Mr. Doer touted a labour mobility action plan he signed in September with the federal government, which he hopes will be ratified when the premiers meet later this summer in Moncton, N.B.
Doer’s action plan stems from a September 7, 2006, announcement by the Committee of Federal-Provincial-Territorial Ministers responsible for Internal Trade that states “by April 1, 2009, Canadians will be able to work anywhere in Canada without restrictions on labour mobility.”

The action plan also calls for progress towards an “Agreement within twelve months on revisions to the Agreement on Internal Trade (AIT) to ensure that there is an effective, fair, efficient, accountable and enforceable dispute resolution process.”

“Ministers also agreed to consider the Trade, Investment and Labour Mobility Agreement signed by Alberta and British Columbia and the Quebec-Ontario Cooperation Agreement with a view to identifying elements that could be imported within the AIT,” the news release said.

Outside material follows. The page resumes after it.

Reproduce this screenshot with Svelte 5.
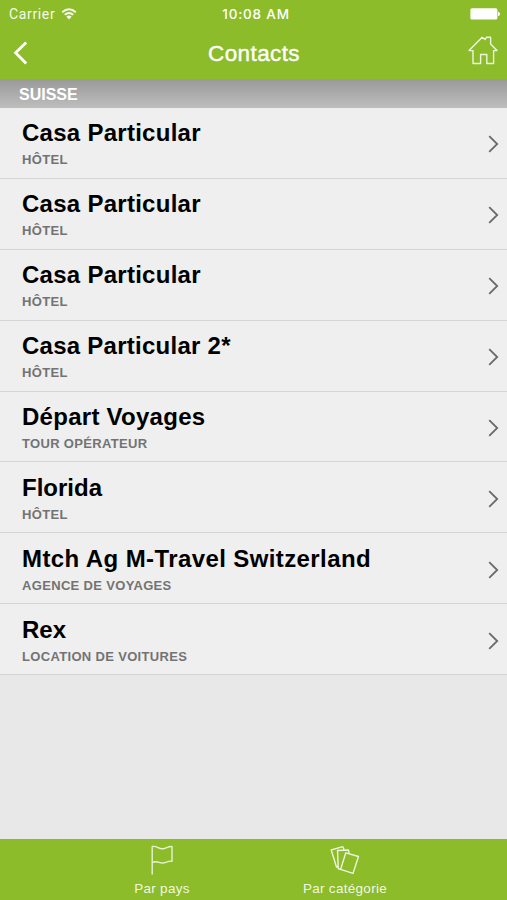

Stelmach and Campbell would of course know this but dragged TILMA into the spotlight at the western premiers conference anyway.

The two premiers have promised to take their sorry act to Moncton, N.B., next month where all of Canada’s premiers and territorial leaders will discuss the standardized accreditation and mobility of labour at the Council of the Federation meeting. They'll try to convince everybody to consider signing on to the agreement.

This comes as no surprise since TILMA requires both provinces to “support ongoing trade and investment liberalization both nationally and internationally.”

Additionally, Article 22 of TILMA states: “Parties shall cooperate to promote their mutual interests nationally and internationally” and “shall continue to jointly advocate for the removal of any Federal Government measures that operate to restrict, impair or distort trade, investment and labour mobility between the Parties.”

Next year’s western premiers conference will be held in Saskatoon.